AutoPen Sales – signature machine

I thought it was obvious but after speaking to a number of lawyers I have discovered that they and their clients are not aware of the technology used to produce fabricated “original” documents.

Start off with the extensive study performed by Katherine Ann Porter (now running for Congress in California) at the University of Iowa which concluded that at least 40% of all notes were destroyed immediately after execution. There is no reasonable explanation for this behavior except that the banks thought they could come up with a reproduction of the original that was so life-like that it would be taken as the original document — even by the borrower.

Later investigations showed that as many as 99% of all notes were destroyed, lost or sequestered without regard to who or what owned the notes or the debt.

In 2008 I advised all readers to not admit that they were being shown the original note in court. The narrative is that they could not possibly know whether the signature was original or a reproduction (nor how many times the “original” had been reproduced for transactional purposes).

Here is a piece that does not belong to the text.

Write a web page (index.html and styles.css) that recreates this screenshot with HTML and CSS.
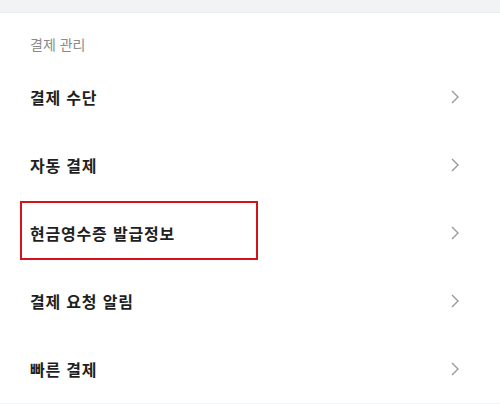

Here is the main point: nearly all promissory notes being used in residential mortgage foreclosures are fabrications with the borrower’s signature forged by mechanical devices that can not only mimic the signature, and the flow of the handwriting, but also create depth of impressions because these mechanical means employ the use of an actual pen.

Even experts can be mislead — especially if they are only using a copy of the “original.”

Practice Pointer: Discovery question; Please describe the conditions under which a mechanical device was used to reproduce documents and/or signatures relating to the subject alleged loan documents.